Third, the exceptionally high volume-to-market-cap ratio, while indicating strong interest, can also signal a potential exhaustion point. Markets can only sustain 30-40% daily turnover ratios for limited periods before either price must move significantly higher to reset the ratio, or volume must decline—potentially signaling waning interest.
Actionable Takeaways and Strategic Considerations
For traders evaluating Kite at current levels, we recommend a framework based on risk tolerance and time horizon. Short-term traders might find the strong momentum and high liquidity attractive for tactical positions, but should maintain strict stop-losses below the $0.25 support zone to limit downside exposure. The 21% intraday volatility requires position sizing that accounts for significant price swings.
Medium-term investors should demand greater clarity on tokenomics before committing significant capital. Questions about the release schedule for the remaining 8.2 billion tokens, use cases driving adoption, and team/investor lock-up periods are essential due diligence items. The current valuation of $547 million requires substantial justification through either revenue generation, total value locked, or user metrics.
From a portfolio construction perspective, Kite’s #96 market cap ranking and mid-cap status suggest it belongs in the higher-risk allocation bucket—we’d recommend no more than 2-5% of a diversified crypto portfolio for most investors. The 392% gain from ATL indicates many early buyers are sitting on substantial unrealized profits, creating potential resistance if these holders decide to de-risk.
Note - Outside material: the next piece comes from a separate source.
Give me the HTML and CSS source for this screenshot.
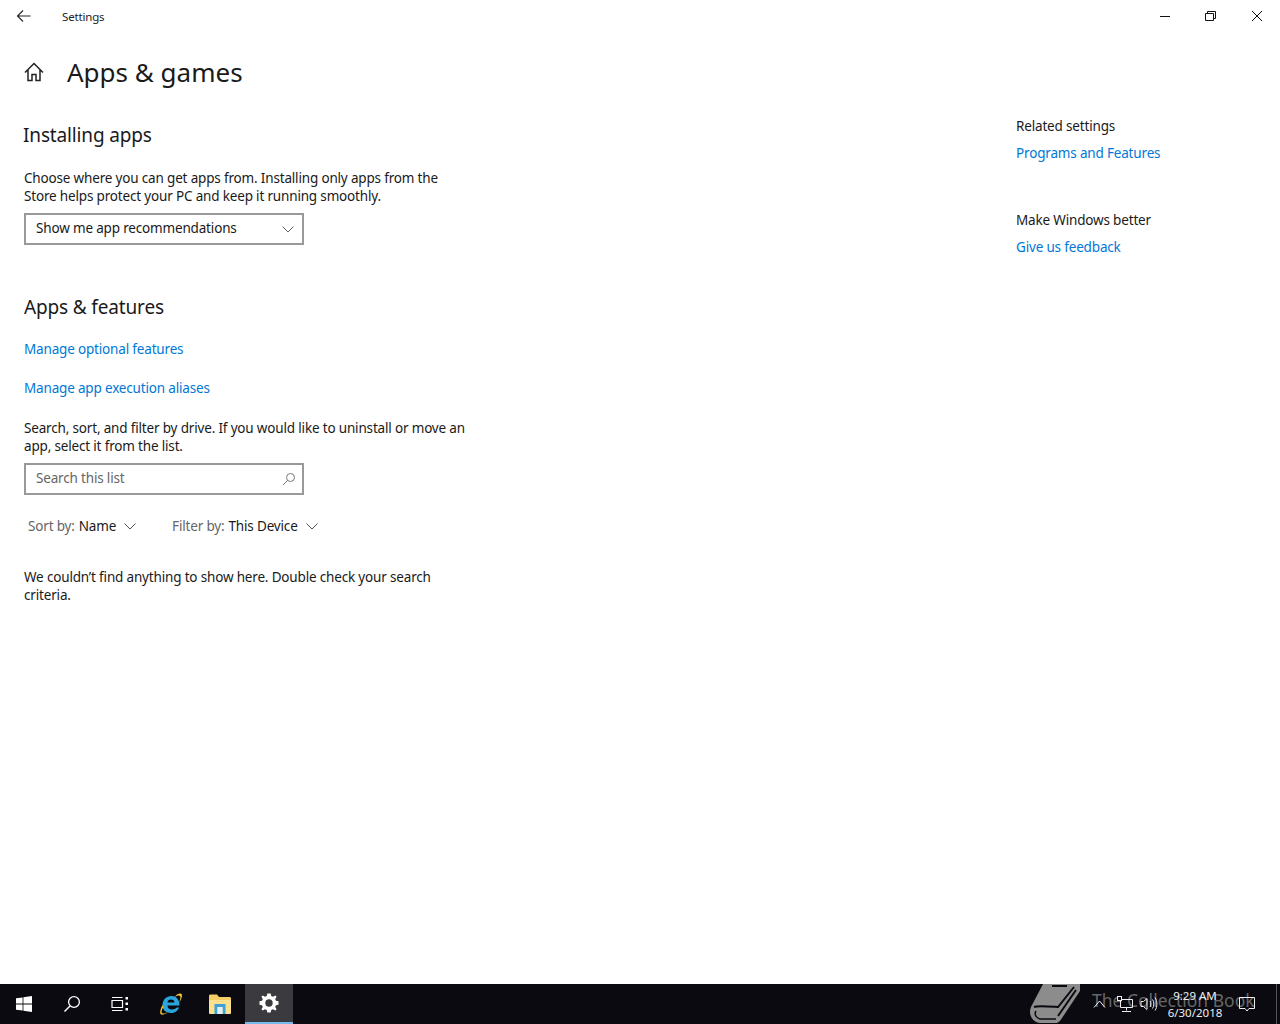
FILE: index.html
```html
<!DOCTYPE html>
<html lang="en">
<head>
    <meta charset="UTF-8">
    <title>Settings</title>
    <link rel="stylesheet" href="styles.css">
</head>
<body>
    <div class="window">
        <div class="titlebar">
            <svg class="back-icon" width="16" height="16" viewBox="0 0 16 16"><path d="M1.5 8H14.5M7 2.5L1.5 8L7 13.5" fill="none" stroke="#222" stroke-width="1.1"/></svg>
            <span class="app-title">Settings</span>
            <div class="window-buttons">
                <svg class="win-btn" width="46" height="32" viewBox="0 0 46 32"><path d="M18 16.5H28" stroke="#111" stroke-width="1"/></svg>
                <svg class="win-btn" width="46" height="32" viewBox="0 0 46 32"><path d="M17.5 13.5H25.5V20.5H17.5ZM19.5 13.5V11.5H27.5V18.5H25.5" fill="none" stroke="#111" stroke-width="1"/></svg>
                <svg class="win-btn" width="46" height="32" viewBox="0 0 46 32"><path d="M18 11L28 21M28 11L18 21" stroke="#111" stroke-width="1"/></svg>
            </div>
        </div>

        <div class="content">
            <div class="main-col">
                <div class="page-head">
                    <svg class="home-icon" width="20" height="20" viewBox="0 0 20 20"><path d="M1 10.5L10 1.5L19 10.5M4 8V18.5H8V12.5H12V18.5H16V8" fill="none" stroke="#222" stroke-width="1.5"/></svg>
                    <h1>Apps &amp; games</h1>
                </div>

                <h2 class="first-head">Installing apps</h2>
                <p class="para">Choose where you can get apps from. Installing only apps from the<br>Store helps protect your PC and keep it running smoothly.</p>
                <div class="field">
                    <span class="field-text">Show me app recommendations</span>
                    <svg class="field-chevron" width="12" height="7" viewBox="0 0 12 7"><path d="M.5 .5L6 6L11.5 .5" fill="none" stroke="#666" stroke-width="1"/></svg>
                </div>

                <h2 class="second-head">Apps &amp; features</h2>
                <a class="link link-optional">Manage optional features</a>
                <a class="link link-alias">Manage app execution aliases</a>
                <p class="para para-search">Search, sort, and filter by drive. If you would like to uninstall or move an<br>app, select it from the list.</p>
                <div class="field">
                    <span class="field-text placeholder">Search this list</span>
                    <svg width="14" height="14" viewBox="0 0 14 14"><circle cx="8.5" cy="5.5" r="4" fill="none" stroke="#777"/><path d="M5.6 8.4L1 13" stroke="#777"/></svg>
                </div>

                <div class="filters">
                    <div class="filter"><span class="filter-label">Sort by:</span> <span>Name</span>
                        <svg width="12" height="7" viewBox="0 0 12 7"><path d="M.5 .5L6 6L11.5 .5" fill="none" stroke="#555"/></svg>
                    </div>
                    <div class="filter"><span class="filter-label">Filter by:</span> <span>This Device</span>
                        <svg width="12" height="7" viewBox="0 0 12 7"><path d="M.5 .5L6 6L11.5 .5" fill="none" stroke="#555"/></svg>
                    </div>
                </div>

                <p class="para para-empty">We couldn’t find anything to show here. Double check your search<br>criteria.</p>
            </div>

            <div class="side-col">
                <p class="side-title">Related settings</p>
                <a class="link side-link">Programs and Features</a>
                <p class="side-title side-second">Make Windows better</p>
                <a class="link side-link">Give us feedback</a>
            </div>
        </div>

        <div class="taskbar">
            <div class="task-item">
                <svg width="16" height="16" viewBox="0 0 16 16"><path d="M0 2.3L6.6 1.4V7.6H0ZM7.4 1.3L16 0V7.6H7.4ZM0 8.4H6.6V14.6L0 13.7ZM7.4 8.4H16V16L7.4 14.7Z" fill="#fff"/></svg>
            </div>
            <div class="task-item">
                <svg width="18" height="18" viewBox="0 0 18 18"><circle cx="11" cy="7" r="5.4" fill="none" stroke="#fff" stroke-width="1.3"/><path d="M7 11L1.5 16.5" stroke="#fff" stroke-width="1.5"/></svg>
            </div>
            <div class="task-item">
                <svg width="18" height="16" viewBox="0 0 18 16"><path d="M1 4.5H11.5V11.5H1ZM1 1.5H11.5M1 14.5H11.5" fill="none" stroke="#fff" stroke-width="1.2"/><path d="M14.5 1H17V3.5H14.5ZM14.5 6.5H17V9H14.5ZM14.5 12H17V14.5H14.5Z" fill="#fff"/></svg>
            </div>
            <div class="task-item task-ie">
                <svg width="24" height="24" viewBox="0 0 24 24">
                    <path d="M3.5 13.5C3.5 7.5 7.5 4 12.5 4C17.5 4 20.5 8 20.5 13.5H8.5C8.5 16.5 11 17.5 13 17.5C15 17.5 16.5 16.8 18 15.5H20C18.5 19.5 15.5 21 12 21C7 21 3.5 18 3.5 13.5ZM8.5 10.5H15.5C15.5 8.5 14 7.5 12 7.5C10 7.5 8.5 8.5 8.5 10.5Z" fill="#2ba6dc"/>
                    <path d="M18 2.5C20.5 1 23 1 23 3.5C23 6 21 9.5 20 11C21 8 22 5 21 4C20 3 18 3.5 15.5 5ZM3.5 13C1.5 17 .5 20 1.5 22C2.8 23.5 6 22.5 8.5 20.5C6.5 21.3 4 22 3 21C2 20 2.8 17 4.5 15Z" fill="#f2c230"/>
                </svg>
            </div>
            <div class="task-item task-folder">
                <svg width="22" height="20" viewBox="0 0 22 20">
                    <path d="M0 2C0 1 .5 .5 1.5 .5H8L10 3H20.5C21.5 3 22 3.5 22 4.5V6H0Z" fill="#f5cf66"/>
                    <path d="M0 6H22V19C22 19.5 21.5 20 21 20H1C.5 20 0 19.5 0 19Z" fill="#fbe08e"/>
                    <path d="M5.5 10H16.5V20H13.5V13H8.5V20H5.5Z" fill="#3ea0d8"/>
                    <path d="M8.5 13H13.5V20H8.5Z" fill="#dff0f9"/>
                </svg>
            </div>
            <div class="task-item active">
                <svg width="20" height="20" viewBox="0 0 20 20"><path fill-rule="evenodd" d="M8.3 .5H11.7L12.2 3L14.1 3.8L16.2 2.4L17.6 3.8L16.2 5.9L17 7.8L19.5 8.3V11.7L17 12.2L16.2 14.1L17.6 16.2L16.2 17.6L14.1 16.2L12.2 17L11.7 19.5H8.3L7.8 17L5.9 16.2L3.8 17.6L2.4 16.2L3.8 14.1L3 12.2L.5 11.7V8.3L3 7.8L3.8 5.9L2.4 3.8L3.8 2.4L5.9 3.8L7.8 3ZM10 6.3A3.7 3.7 0 1 0 10 13.7A3.7 3.7 0 1 0 10 6.3Z" fill="#fff"/></svg>
            </div>

            <div class="watermark">
                <svg width="50" height="40" viewBox="0 0 50 40">
                    <path d="M13 0H50V7L30 37L27 39H10C2 38 -2 30 1 23Z" fill="#8c8c8c"/>
                    <path d="M22 2H37M46 6L28 32M4 23C8 21 26 23 28 23L44 3" fill="none" stroke="#0a0a10" stroke-width="2"/>
                    <path d="M6 27C4 30 6 34 10 35H26" fill="none" stroke="#0a0a10" stroke-width="1.5"/>
                </svg>
                <span>The Collection Book</span>
            </div>

            <div class="tray">
                <svg width="13" height="8" viewBox="0 0 13 8"><path d="M1 7.5L6.5 1L12 7.5" fill="none" stroke="#eee"/></svg>
                <svg class="tray-net" width="16" height="16" viewBox="0 0 16 16"><path d="M3.5 3.5H15.5V11.5H3.5ZM9.5 11.5V14.5M5 15.5H14" fill="none" stroke="#eee"/><rect x=".5" y=".5" width="4" height="4" fill="#0a0a10" stroke="#eee"/></svg>
                <svg class="tray-sound" width="18" height="16" viewBox="0 0 18 16"><path d="M1 5.5H3.5L7 2.5V13.5L3.5 10.5H1Z" fill="none" stroke="#eee"/><path d="M10 5C11 6.5 11 9.5 10 11M12.5 3.5C14.3 6 14.3 10 12.5 12.5M15 1.5C17.5 5 17.5 11 15 14.5" fill="none" stroke="#eee"/></svg>
                <div class="clock"><span>9:29 AM</span><span>6/30/2018</span></div>
                <svg class="tray-note" width="16" height="16" viewBox="0 0 16 16"><path d="M.5 1.5H15.5V12.5H10L8 15L6 12.5H.5Z" fill="none" stroke="#eee"/></svg>
                <div class="show-desktop"></div>
            </div>
        </div>
    </div>
</body>
</html>
```

FILE: styles.css
```css
* {
    box-sizing: border-box;
}

body {
    margin: 0;
    font-family: "Noto Sans", "Open Sans", sans-serif;
    font-size: 13.5px;
    letter-spacing: -0.17px;
    color: #1a1a1a;
    background-color: #fff;
}

.window {
    display: flex;
    flex-direction: column;
    height: 1024px;
    overflow: hidden;
}

.titlebar {
    display: flex;
    align-items: center;
    height: 32px;
    flex-shrink: 0;
}

.back-icon {
    margin-left: 16px;
}

.app-title {
    margin-left: 30px;
    font-size: 11.5px;
    color: #222;
}

.window-buttons {
    display: flex;
    margin-left: auto;
}

.win-btn {
    display: block;
}

.content {
    display: flex;
    flex: 1;
}

.main-col {
    width: 1016px;
    padding-left: 24px;
}

.page-head {
    display: flex;
    align-items: center;
    height: 40px;
    margin-top: 20px;
}

.home-icon {
    flex-shrink: 0;
}

h1 {
    margin: 0 0 0 23px;
    font-size: 26px;
    font-weight: 400;
    letter-spacing: 0;
    line-height: 40px;
}

h2 {
    margin: 0;
    font-size: 19px;
    font-weight: 400;
    letter-spacing: -0.15px;
    line-height: 28px;
}

.first-head {
    margin-top: 29px;
    margin-left: -1px;
}

.second-head {
    margin-top: 48px;
}

.para {
    margin: 0;
    line-height: 18px;
}

.first-head + .para {
    margin-top: 20px;
}

.field {
    display: flex;
    align-items: center;
    justify-content: space-between;
    width: 280px;
    height: 32px;
    margin-top: 8px;
    padding: 0 6px 0 10px;
    border: 2px solid #999;
}

.field-text {
    margin-top: -2px;
}

.field-chevron {
    margin-right: 2px;
}

.placeholder {
    color: #666;
}

.link {
    display: block;
    color: #0078d7;
    line-height: 18px;
}

.link-optional {
    margin-top: 19px;
}

.link-alias {
    margin-top: 21px;
}

.para-search {
    margin-top: 22px;
}

.filters {
    display: flex;
    gap: 36px;
    margin-top: 22px;
    margin-left: 4px;
}

.filter {
    display: flex;
    align-items: center;
    gap: 4px;
    line-height: 18px;
}

.filter svg {
    margin-left: 4px;
}

.filter-label {
    color: #666;
}

.para-empty {
    margin-top: 33px;
}

.side-col {
    padding-top: 85px;
}

.side-title {
    margin: 0;
    line-height: 18px;
}

.side-second {
    margin-top: 49px;
}

.side-link {
    margin-top: 9px;
}

.taskbar {
    position: relative;
    display: flex;
    height: 40px;
    flex-shrink: 0;
    background-color: #0a0a10;
}

.task-item {
    display: flex;
    align-items: center;
    justify-content: center;
    width: 48px;
    height: 40px;
}

.task-ie {
    margin-left: 3px;
}

.task-folder {
    margin-left: 1px;
}

.task-item.active {
    margin-left: 1px;
    background-color: #3b3b3f;
    border-bottom: 2px solid #76b9ed;
}

.tray {
    position: relative;
    display: flex;
    align-items: center;
    margin-left: auto;
    color: #eee;
    font-size: 11.5px;
    letter-spacing: 0;
}

.tray-net {
    margin-left: 11px;
}

.tray-sound {
    margin-left: 7px;
}

.clock {
    display: flex;
    flex-direction: column;
    align-items: center;
    width: 70px;
    margin-left: 2px;
    line-height: 17px;
}

.tray-note {
    margin-left: 9px;
}

.show-desktop {
    width: 1px;
    height: 40px;
    margin-left: 21px;
    margin-right: 3px;
    background-color: #555;
}

.watermark {
    position: absolute;
    left: 1030px;
    top: 0;
    display: flex;
    align-items: center;
    gap: 12px;
    height: 40px;
    color: #666;
    font-size: 17.5px;
    letter-spacing: 0;
    pointer-events: none;
}

.watermark span {
    margin-top: -8px;
}
```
The most prudent approach, in our view, is to wait for either a healthy correction to the $0.25-$0.27 support zone (offering better risk-reward entry) or a confirmed breakout above $0.35 with sustained volume (confirming continuation potential). Chasing momentum at current levels, just 4.5% from ATH, offers limited margin of safety and exposes capital to maximum drawdown risk if market sentiment shifts.